### Extracted records ###

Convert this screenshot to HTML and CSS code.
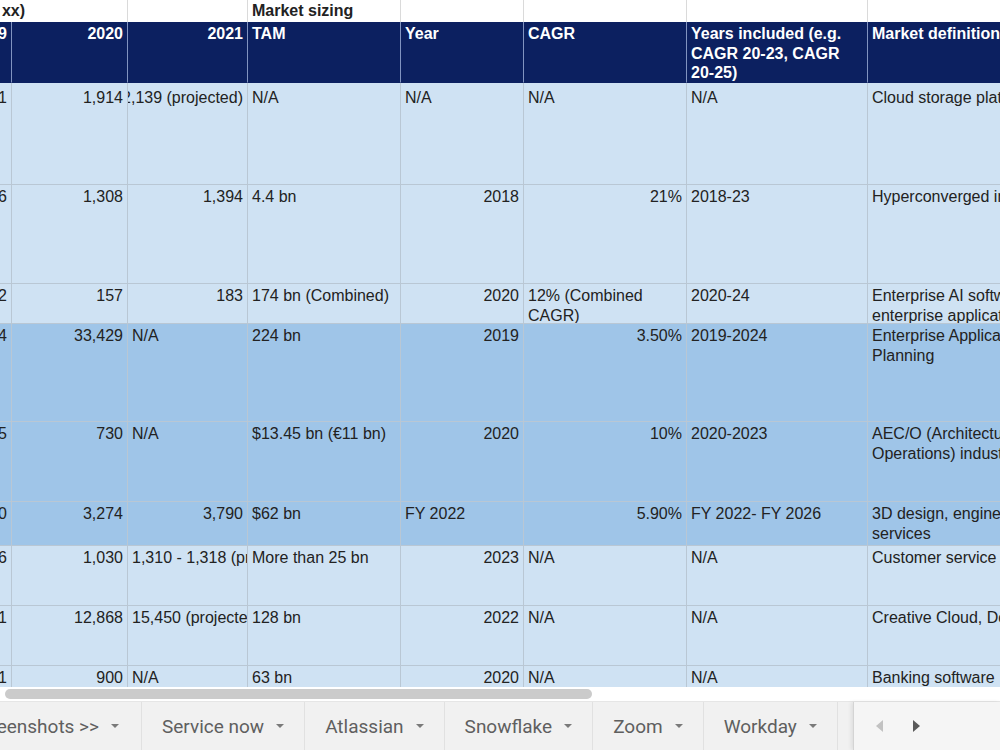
FILE: index.html
```html
<!DOCTYPE html>
<html lang="en">
<head>
<meta charset="utf-8">
<title>Market sizing</title>
<link rel="stylesheet" href="styles.css">
</head>
<body>
<main class="sheet">
  <div class="grid">
    <!-- group title row -->
    <div class="cell top span2"><div class="title-clip">(US$ mn, FY xx)</div></div>
    <div class="cell top"></div>
    <div class="cell top group">Market sizing</div>
    <div class="cell top"></div>
    <div class="cell top"></div>
    <div class="cell top"></div>
    <div class="cell top"></div>

    <!-- column headers -->
    <div class="cell head num">2019</div>
    <div class="cell head num">2020</div>
    <div class="cell head num">2021</div>
    <div class="cell head">TAM</div>
    <div class="cell head">Year</div>
    <div class="cell head">CAGR</div>
    <div class="cell head">Years included (e.g. CAGR 20-23, CAGR 20-25)</div>
    <div class="cell head clip">Market definition</div>

    <!-- row 1 -->
    <div class="cell r1 num">1,661</div>
    <div class="cell r1 num">1,914</div>
    <div class="cell r1 num">2,139 (projected)</div>
    <div class="cell r1">N/A</div>
    <div class="cell r1">N/A</div>
    <div class="cell r1">N/A</div>
    <div class="cell r1">N/A</div>
    <div class="cell r1 clip">Cloud storage platforms</div>

    <!-- row 2 -->
    <div class="cell num">1,226</div>
    <div class="cell num">1,308</div>
    <div class="cell num">1,394</div>
    <div class="cell">4.4 bn</div>
    <div class="cell num">2018</div>
    <div class="cell num">21%</div>
    <div class="cell">2018-23</div>
    <div class="cell clip">Hyperconverged infrastructure</div>

    <!-- row 3 -->
    <div class="cell num">142</div>
    <div class="cell num">157</div>
    <div class="cell num">183</div>
    <div class="cell">174 bn (Combined)</div>
    <div class="cell num">2020</div>
    <div class="cell">12% (Combined CAGR)</div>
    <div class="cell">2020-24</div>
    <div class="cell clip">Enterprise AI software and<br>enterprise applications</div>

    <!-- row 4 -->
    <div class="cell dark num">31,484</div>
    <div class="cell dark num">33,429</div>
    <div class="cell dark">N/A</div>
    <div class="cell dark">224 bn</div>
    <div class="cell dark num">2019</div>
    <div class="cell dark num">3.50%</div>
    <div class="cell dark">2019-2024</div>
    <div class="cell dark clip">Enterprise Application Resource<br>Planning</div>

    <!-- row 5 -->
    <div class="cell dark num">615</div>
    <div class="cell dark num">730</div>
    <div class="cell dark">N/A</div>
    <div class="cell dark">$13.45 bn (€11 bn)</div>
    <div class="cell dark num">2020</div>
    <div class="cell dark num">10%</div>
    <div class="cell dark">2020-2023</div>
    <div class="cell dark clip">AEC/O (Architecture, Engineering, Construction and<br>Operations) industry</div>

    <!-- row 6 -->
    <div class="cell dark num">2,880</div>
    <div class="cell dark num">3,274</div>
    <div class="cell dark num">3,790</div>
    <div class="cell dark">$62 bn</div>
    <div class="cell dark">FY 2022</div>
    <div class="cell dark num">5.90%</div>
    <div class="cell dark">FY 2022- FY 2026</div>
    <div class="cell dark clip">3D design, engineering and simulation software and<br>services</div>

    <!-- row 7 -->
    <div class="cell num">736</div>
    <div class="cell num">1,030</div>
    <div class="cell clip">1,310 - 1,318 (projected)</div>
    <div class="cell">More than 25 bn</div>
    <div class="cell num">2023</div>
    <div class="cell">N/A</div>
    <div class="cell">N/A</div>
    <div class="cell clip">Customer service software</div>

    <!-- row 8 -->
    <div class="cell num">11,171</div>
    <div class="cell num">12,868</div>
    <div class="cell clip">15,450 (projected)</div>
    <div class="cell">128 bn</div>
    <div class="cell num">2022</div>
    <div class="cell">N/A</div>
    <div class="cell">N/A</div>
    <div class="cell clip">Creative Cloud, Document Cloud</div>

    <!-- row 9 -->
    <div class="cell num">811</div>
    <div class="cell num">900</div>
    <div class="cell">N/A</div>
    <div class="cell">63 bn</div>
    <div class="cell num">2020</div>
    <div class="cell">N/A</div>
    <div class="cell">N/A</div>
    <div class="cell clip">Banking software</div>
  </div>
</main>

<div class="hscroll"><div class="thumb"></div></div>

<nav class="tabs">
  <div class="tab first"><span class="label">Screenshots &gt;&gt;</span><span class="caret"></span></div>
  <div class="tab"><span class="label">Service now</span><span class="caret"></span></div>
  <div class="tab"><span class="label">Atlassian</span><span class="caret"></span></div>
  <div class="tab"><span class="label">Snowflake</span><span class="caret"></span></div>
  <div class="tab"><span class="label">Zoom</span><span class="caret"></span></div>
  <div class="tab"><span class="label">Workday</span><span class="caret"></span></div>
  <div class="tab-gap"></div>
  <div class="tab-nav">
    <svg class="arrow" width="8" height="12" viewBox="0 0 8 12"><path d="M7 0 L7 12 L0 6 Z" fill="#c2c2c2"/></svg>
    <svg class="arrow" width="8" height="12" viewBox="0 0 8 12"><path d="M0 0 L0 12 L7 6 Z" fill="#5a5a5a"/></svg>
  </div>
</nav>
</body>
</html>
```

FILE: styles.css
```css
* { box-sizing: border-box; }

html, body {
  margin: 0;
  padding: 0;
  width: 1000px;
  height: 750px;
  overflow: hidden;
  background: #ffffff;
}

.sheet {
  width: 1000px;
  height: 687px;
  overflow: hidden;
}

.grid {
  display: grid;
  grid-template-columns: 12px 116px 120px 153px 123px 163px 181px 300px;
  grid-template-rows: 22px 61px 102px 99px 40px 98px 80px 44px 60px 60px 40px;
  font-family: "Liberation Sans", Arial, sans-serif;
  font-size: 16px;
  line-height: 19.5px;
  color: #222222;
}

.cell {
  background: #cfe2f3;
  border-right: 1px solid #b9c7d4;
  border-bottom: 1px solid #b9c7d4;
  padding: 2px 4px 0 4px;
  overflow: hidden;
}

.cell.dark { background: #9fc5e8; }

.cell.r1 { padding-top: 5px; }

.num {
  display: flex;
  justify-content: flex-end;
  white-space: nowrap;
}

.clip { white-space: nowrap; }

/* group title row */
.cell.top {
  background: #ffffff;
  border-right: 1px solid #dadada;
  border-bottom: none;
  padding-top: 1px;
  font-weight: bold;
}

.span2 { grid-column: span 2; padding-left: 0; }

.title-clip {
  width: 25px;
  display: flex;
  justify-content: flex-end;
  white-space: nowrap;
}

/* header row */
.cell.head {
  background: #0c2060;
  color: #ffffff;
  font-weight: bold;
  border-right: 1px solid #8193c0;
  border-bottom: 1px solid #0c2060;
}

/* horizontal scrollbar strip */
.hscroll {
  height: 14px;
  padding: 2px 0 0 5px;
  background: #ffffff;
}

.thumb {
  width: 587px;
  height: 10px;
  border-radius: 5px;
  background: #cbcbcb;
}

/* sheet tabs */
.tabs {
  display: flex;
  height: 49px;
  background: #f1f1f1;
  border-top: 1px solid #e6e6e6;
  font-family: Roboto, "Liberation Sans", sans-serif;
  font-size: 19px;
  font-weight: 400;
  color: #5f5f5f;
}

.tab {
  display: flex;
  align-items: center;
  gap: 12px;
  padding: 0 20px;
  border-right: 1px solid #e1e1e1;
  white-space: nowrap;
  flex-shrink: 0;
}

.tab.first {
  width: 142px;
  padding-left: 0;
  padding-right: 22px;
  justify-content: flex-end;
  overflow: hidden;
}

.label { flex-shrink: 0; }

.caret {
  flex-shrink: 0;
  width: 0;
  height: 0;
  border-left: 4px solid transparent;
  border-right: 4px solid transparent;
  border-top: 4px solid #7a7a7a;
}

.tab-gap {
  width: 15px;
  flex-shrink: 0;
}

.tab-nav {
  flex: 1;
  display: flex;
  align-items: center;
  gap: 29px;
  padding-left: 22px;
  background: #f5f5f5;
  border-left: 1px solid #d4d4d4;
  box-shadow: -2px 0 4px rgba(0, 0, 0, 0.08);
}

.arrow { display: block; }
```
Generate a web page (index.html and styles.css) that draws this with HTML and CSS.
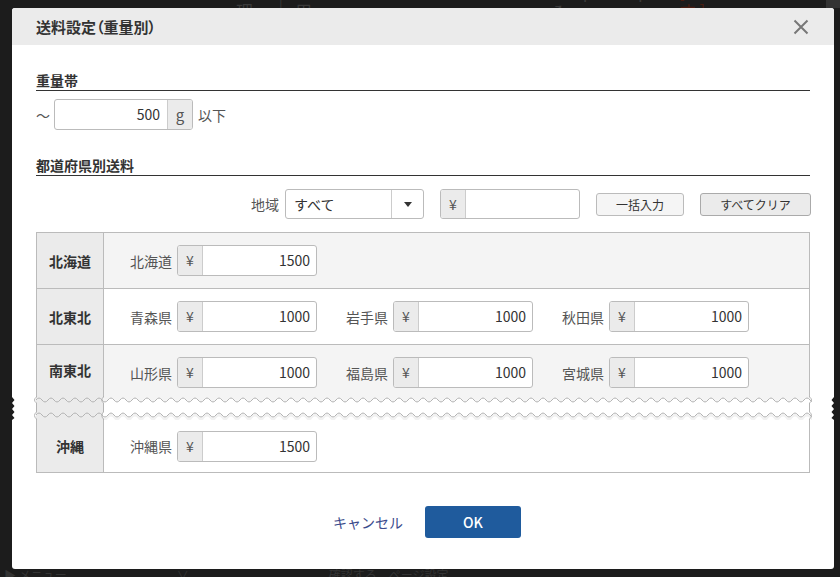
FILE: index.html
```html
<!DOCTYPE html>
<html lang="ja">
<head>
<meta charset="utf-8">
<title>送料設定（重量別）</title>
<link rel="stylesheet" href="styles.css">
</head>
<body>
<div class="bg-page">
  <div class="bg-top">
    <span class="bg-nav">管理</span><span class="bg-sep">|</span><span class="bg-nav">運用</span>
    <span class="bg-shop">SampleShop1 ↗</span>
    <span class="bg-open">[ 開店しています ]</span>
    <span class="bg-icon"></span>
  </div>
  <div class="bg-bottom">
    <span>▶ メニュー</span><span class="bg-b2">∨</span><span class="bg-b3">確認する　ページ設定</span>
  </div>
</div>

<div class="modal">
  <div class="modal-header">
    <div class="modal-title">送料設定（重量別）</div>
    <svg class="close" width="16" height="16" viewBox="0 0 16 16"><path d="M1.5 1.5 L14.5 14.5 M14.5 1.5 L1.5 14.5" stroke="#777" stroke-width="2" fill="none"/></svg>
  </div>
  <div class="modal-body">
    <div class="section-title">重量帯</div>
    <div class="weight-row">
      <span class="tilde">〜</span>
      <div class="input-group weight">
        <span class="ig-field">500</span>
        <span class="ig-addon addon-right">g</span>
      </div>
      <span class="below">以下</span>
    </div>

    <div class="section-title second">都道府県別送料</div>
    <div class="filter-row">
      <span class="filter-label">地域</span>
      <div class="select">
        <span class="select-text">すべて</span>
        <span class="select-arrow"><svg width="8" height="5" viewBox="0 0 8 5"><path d="M0 0 H8 L4 5 Z" fill="#333"/></svg></span>
      </div>
      <div class="input-group bulk">
        <span class="ig-addon">¥</span>
        <span class="ig-field"></span>
      </div>
      <button class="btn-small">一括入力</button>
      <button class="btn-small btn-clear">すべてクリア</button>
    </div>

    <div class="price-table">
      <div class="row">
        <div class="row-head">北海道</div>
        <div class="row-body alt">
          <div class="pref"><span class="pref-label">北海道</span><div class="input-group price"><span class="ig-addon">¥</span><span class="ig-field">1500</span></div></div>
        </div>
      </div>
      <div class="row">
        <div class="row-head">北東北</div>
        <div class="row-body">
          <div class="pref"><span class="pref-label">青森県</span><div class="input-group price"><span class="ig-addon">¥</span><span class="ig-field">1000</span></div></div>
          <div class="pref"><span class="pref-label">岩手県</span><div class="input-group price"><span class="ig-addon">¥</span><span class="ig-field">1000</span></div></div>
          <div class="pref"><span class="pref-label">秋田県</span><div class="input-group price"><span class="ig-addon">¥</span><span class="ig-field">1000</span></div></div>
        </div>
      </div>
      <div class="row row-cut">
        <div class="row-head head-cut">南東北</div>
        <div class="row-body alt body-cut">
          <div class="pref"><span class="pref-label">山形県</span><div class="input-group price"><span class="ig-addon">¥</span><span class="ig-field">1000</span></div></div>
          <div class="pref"><span class="pref-label">福島県</span><div class="input-group price"><span class="ig-addon">¥</span><span class="ig-field">1000</span></div></div>
          <div class="pref"><span class="pref-label">宮城県</span><div class="input-group price"><span class="ig-addon">¥</span><span class="ig-field">1000</span></div></div>
        </div>
      </div>
    </div>

    <div class="table-break">
      <svg width="822" height="24" viewBox="0 0 822 24">
        <defs>
          <pattern id="waveTop" width="12" height="8" patternUnits="userSpaceOnUse">
            <path d="M0,0 H12 V4 Q9,8 6,4 Q3,0 0,4 Z" fill="#f4f4f4"/>
            <path d="M0,4 Q3,0 6,4 Q9,8 12,4" fill="none" stroke="#b3b3b3" stroke-width="1"/>
          </pattern>
          <pattern id="waveLine" width="12" height="8" patternUnits="userSpaceOnUse">
            <path d="M0,4 Q3,0 6,4 Q9,8 12,4" fill="none" stroke="#b3b3b3" stroke-width="1"/>
          </pattern>
          <pattern id="waveLine2" width="12" height="9" patternUnits="userSpaceOnUse" y="15">
            <path d="M0,4 Q3,0 6,4 Q9,8 12,4" fill="none" stroke="#b3b3b3" stroke-width="1"/>
          </pattern>
          <pattern id="waveBottom" width="12" height="9" patternUnits="userSpaceOnUse" y="15">
            <path d="M0,4.5 Q3,0.5 6,4.5 Q9,8.5 12,4.5 V7.5 Q9,11.5 6,7.5 Q3,3.5 0,7.5 Z" fill="#f1f1f1"/>
            <path d="M0,4 Q3,0 6,4 Q9,8 12,4" fill="none" stroke="#b3b3b3" stroke-width="1"/>
          </pattern>
        </defs>
        <rect x="24" y="0" width="67" height="24" fill="#ebebeb"/>
        <rect x="91" y="0" width="707" height="8" fill="url(#waveTop)"/>
        <rect x="24" y="0" width="67" height="8" fill="url(#waveLine)"/>
        <rect x="24" y="15" width="67" height="9" fill="url(#waveLine2)"/>
        <rect x="91" y="15" width="709" height="9" fill="url(#waveBottom)"/>
        <rect x="798" y="0" width="2" height="8" fill="url(#waveLine)"/>
        <path d="M24.5,0 V1 Q20.5,4 24.5,7 V16 Q20.5,19.5 24.5,23 V24" fill="none" stroke="#b3b3b3"/>
        <path d="M91.5,0 V1 Q88,4 91.5,7 V16 Q88,19.5 91.5,23 V24" fill="none" stroke="#b3b3b3"/>
        <path d="M797.5,0 V1 Q801.5,4 797.5,7 V16 Q801.5,19.5 797.5,23 V24" fill="none" stroke="#b3b3b3"/>
        <polygon points="0,1 2.5,4 0,7 2.5,10 0,13 2.5,16 0,19 2.5,22 0,24" fill="#1c1c1c"/>
        <polygon points="822,1 819.5,4 822,7 819.5,10 822,13 819.5,16 822,19 819.5,22 822,24" fill="#1c1c1c"/>
      </svg>
    </div>

    <div class="price-table tail">
      <div class="row row-tail">
        <div class="row-head">沖縄</div>
        <div class="row-body">
          <div class="pref"><span class="pref-label">沖縄県</span><div class="input-group price"><span class="ig-addon">¥</span><span class="ig-field">1500</span></div></div>
        </div>
      </div>
    </div>

    <div class="modal-footer">
      <button class="btn-cancel">キャンセル</button>
      <button class="btn-ok">OK</button>
    </div>
  </div>
</div>
</body>
</html>
```

FILE: styles.css
```css
* {
  box-sizing: border-box;
}

html, body {
  margin: 0;
  padding: 0;
}

body {
  width: 840px;
  height: 577px;
  overflow: hidden;
  position: relative;
  background: #1c1c1c;
  font-family: "Noto Sans CJK JP", "Noto Sans", sans-serif;
  color: #333;
}

/* background page (dimmed) */
.bg-page {
  height: 577px;
  display: flex;
  flex-direction: column;
  justify-content: space-between;
}

.bg-top {
  display: flex;
  align-items: center;
  height: 20px;
  margin-top: -9px;
  padding-left: 236px;
  font-size: 17px;
  line-height: 20px;
  color: #3a3a3a;
}

.bg-sep {
  margin: 0 12px;
  color: #333;
}

.bg-shop {
  margin-left: 222px;
}

.bg-open {
  margin-left: 14px;
  color: #4a1c10;
}

.bg-icon {
  margin-left: 24px;
  width: 16px;
  height: 14px;
  background: #333;
}

.bg-bottom {
  display: flex;
  height: 12px;
  padding-left: 4px;
  font-size: 12px;
  line-height: 20px;
  color: #333;
  overflow: hidden;
}

.bg-b2 {
  margin-left: 110px;
}

.bg-b3 {
  margin-left: 140px;
}

/* modal */
.modal {
  position: absolute;
  left: 12px;
  top: 8px;
  width: 822px;
  height: 561px;
  background: #fff;
  border-radius: 3px;
  overflow: hidden;
}

.modal-header {
  height: 37px;
  background: #ebebeb;
  display: flex;
  align-items: center;
  justify-content: space-between;
  padding: 0 25px 0 24px;
}

.modal-title {
  font-size: 15px;
  font-weight: bold;
  color: #333;
  font-feature-settings: "palt";
  line-height: 20px;
}

.close {
  display: block;
}

.modal-body {
  padding: 26px 24px 0;
}

.section-title {
  font-size: 14px;
  font-weight: bold;
  line-height: 18px;
  padding-bottom: 1px;
  border-bottom: 1px solid #333;
  color: #333;
}

.section-title.second {
  margin-top: 26px;
}

.weight-row {
  display: flex;
  align-items: center;
  margin-top: 8px;
  font-size: 14px;
  color: #555;
}

.tilde {
  width: 14px;
  margin-right: 4px;
  text-align: center;
  font-size: 14px;
}

.below {
  margin-left: 5px;
}

.input-group {
  display: flex;
  height: 31px;
  border: 1px solid #bbb;
  border-radius: 3px;
  overflow: hidden;
  background: #fff;
}

.ig-field {
  flex: 1;
  text-align: right;
  padding-right: 6px;
  font-size: 14px;
  line-height: 29px;
  color: #333;
}

.ig-addon {
  width: 25px;
  flex: none;
  background: #ebebeb;
  border-right: 1px solid #ccc;
  text-align: center;
  font-size: 14px;
  line-height: 29px;
  color: #555;
}

.ig-addon.addon-right {
  border-right: none;
  border-left: 1px solid #ccc;
  font-size: 15px;
}

.input-group.weight {
  width: 139px;
}

.input-group.weight .ig-field {
  padding-right: 7px;
}

/* filter row */
.filter-row {
  display: flex;
  justify-content: flex-end;
  align-items: center;
  margin-top: 13px;
  height: 30px;
  margin-right: -1px;
}

.filter-label {
  font-size: 14px;
  color: #555;
  margin-right: 6px;
}

.select {
  display: flex;
  width: 139px;
  height: 30px;
  border: 1px solid #bbb;
  border-radius: 3px;
  background: #fff;
}

.select-text {
  flex: 1;
  padding-left: 8px;
  font-size: 14px;
  line-height: 28px;
  color: #333;
}

.select-arrow {
  width: 32px;
  border-left: 1px solid #ccc;
  display: flex;
  align-items: center;
  justify-content: center;
}

.select-arrow svg {
  display: block;
}

.input-group.bulk {
  width: 140px;
  height: 30px;
  margin-left: 16px;
}

.input-group.bulk .ig-addon,
.input-group.bulk .ig-field {
  line-height: 28px;
}

.btn-small {
  margin-left: 16px;
  width: 88px;
  height: 23px;
  padding: 0;
  border: 1px solid #bbb;
  border-radius: 3px;
  background: #f5f5f5;
  font-family: inherit;
  font-size: 12px;
  color: #333;
  line-height: 21px;
}

.btn-clear {
  width: 111px;
  background: #ebebeb;
  border-color: #aaa;
}

/* price table */
.price-table {
  margin-top: 13px;
  border: 1px solid #bbb;
  border-bottom: none;
}

.price-table.tail {
  margin-top: 0;
  border-top: none;
  border-bottom: 1px solid #bbb;
}

.row {
  display: flex;
  height: 56px;
  border-top: 1px solid #bbb;
}

.row:first-child {
  border-top: none;
  height: 55px;
}

.row.row-cut {
  height: 52px;
}

.row.row-tail {
  border-top: none;
  height: 52px;
}

.row-head {
  width: 67px;
  flex: none;
  background: #ebebeb;
  border-right: 1px solid #bbb;
  display: flex;
  align-items: center;
  justify-content: center;
  font-size: 14px;
  font-weight: bold;
  color: #333;
}

.row-head.head-cut {
  align-items: flex-start;
  padding-top: 15px;
}

.row-body {
  flex: 1;
  display: flex;
  align-items: center;
  gap: 29px;
  padding-left: 26px;
  background: #fff;
}

.row-body.alt {
  background: #f4f4f4;
}

.row-body.body-cut {
  align-items: flex-start;
  padding-top: 12px;
}

.pref {
  display: flex;
  align-items: center;
  gap: 5px;
}

.pref-label {
  font-size: 14px;
  color: #555;
}

.input-group.price {
  width: 140px;
}

.table-break {
  margin: 0 -24px;
  height: 24px;
}

.table-break svg {
  display: block;
}

/* footer */
.modal-footer {
  display: flex;
  justify-content: center;
  gap: 9px;
  margin-top: 33px;
  padding-right: 5px;
}

.btn-cancel {
  width: 96px;
  height: 32px;
  padding: 0;
  border: none;
  background: none;
  font-family: inherit;
  font-size: 14px;
  color: #3b4b8c;
}

.btn-ok {
  width: 96px;
  height: 32px;
  padding: 0;
  border: none;
  border-radius: 3px;
  background: #1f5b9d;
  font-family: inherit;
  font-size: 14px;
  font-weight: 500;
  color: #fff;
}
```
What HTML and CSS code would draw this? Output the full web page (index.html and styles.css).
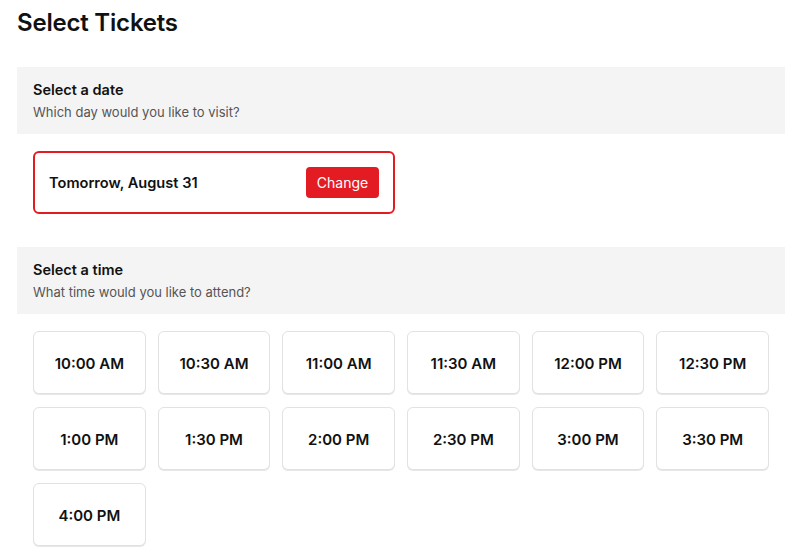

###

Requirement — Tally up the lines in the records that contain the word "index" and give only the total.

Solution for this task — 4